While doing some auditing of a database, I found that some attachment content did not match the hashes given in the document's _attachments
map.
I tested this by downloading the document and calculating its hash. Comparing that to couchdb showed that they did not match. I then noticed that the mismatched attachments were ones that couchdb was configured to compress. It appears that my couch id configured to use snappy compression:
foobox# grep -E 'file_compression|compressible_types' /etc/couchdb/{default,local}.ini
/etc/couchdb/default.ini:file_compression = snappy
/etc/couchdb/default.ini:compressible_types = text/*, application/javascript, application/json, application/xml
However, when I attempt to compress the attachment content using snappy, and calculate the hash of the compressed data, it still does not match couchdb hash. In my example below, document-25977
is uncompressed (type application/pdf), and the uncompressed hash matches that provided by couchdb. The 2nd, document-78608
, is a compressible type (text/plain), and the hashes do not match:
foobox$ python hashcompare.py
document-25977
couch len: 142918
couch hash: 028540dd92e1982bcb65c29d32e9617e (md5)
local uncompressed len: 142918
local uncompressed hash: 028540dd92e1982bcb65c29d32e9617e
local compressed len: 132333
local compressed hash: 3157583223dc1a53e1a3386d6abc312d
document-78608
couch len: 2180
couch hash: e613ab6d7f884b835142979489170499 (md5)

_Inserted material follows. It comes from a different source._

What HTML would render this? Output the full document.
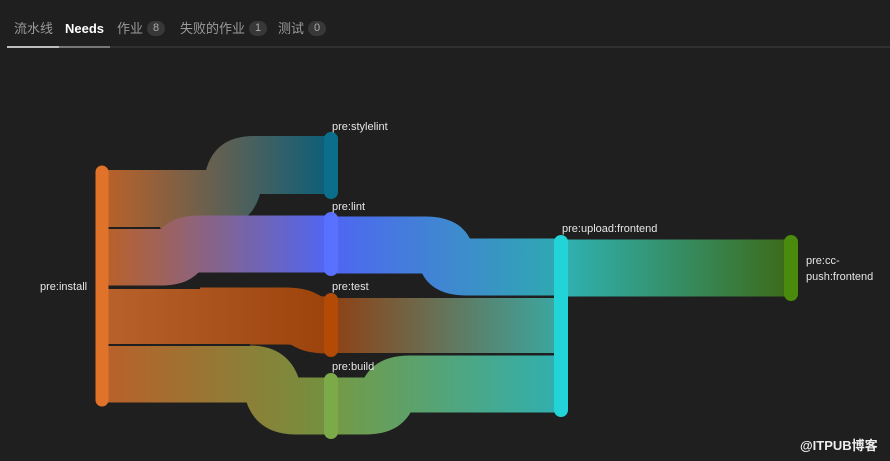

local uncompressed len: 2180
local uncompressed hash: 0ab2516c820f5d7afb208e3be7b924dd
local compressed len: 1382
local compressed hash: d9e79232662f57e6af262fc9f867eaf2
This is the script I used to do the comparison:
import couchdb
import snappy
import md5
import base64
server = couchdb.Server('http://localhost:9999')
db = server['program1']
for doc_id in ['document-25977', 'document-78608']:
print doc_id
doc = db[doc_id]
att_stub = doc['_attachments'][doc_id]
hash_type, tmpdigest = att_stub['digest'].split('-', 1)

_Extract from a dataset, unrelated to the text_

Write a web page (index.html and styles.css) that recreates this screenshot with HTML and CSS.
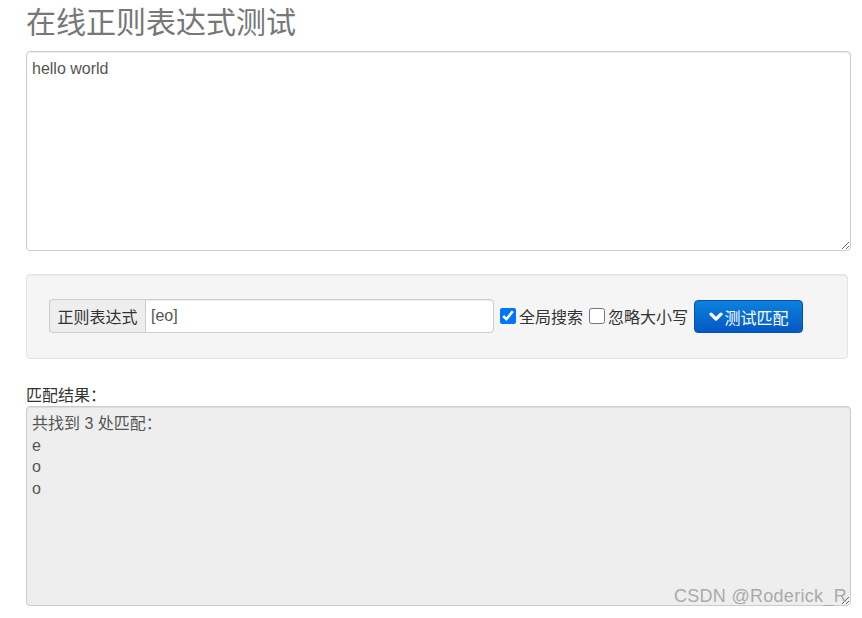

att = db.get_attachment(doc, doc_id)
data = att.read()
# CouchDB is using snappy compression
compressed_data = snappy.compress(data)
print 'couch len: ', att_stub['length']
print 'couch hash: ', base64.b64decode(tmpdigest).encode('hex'), '(%s)' % hash_type
print 'local uncompressed len: ', len(data)
print 'local uncompressed hash: ', md5.md5(data).digest().encode('hex')
print 'local compressed len: ', len(compressed_data)
print 'local compressed hash: ', md5.md5(compressed_data).digest().encode('hex')
print
I've verified that the documents are uncorrupted when fetched. So what am I missing? I'm not versed enough in Erlang to read the couchdb source and figure out what is going on. Why would the documents have a digest that does not match its contents compressed or other wise?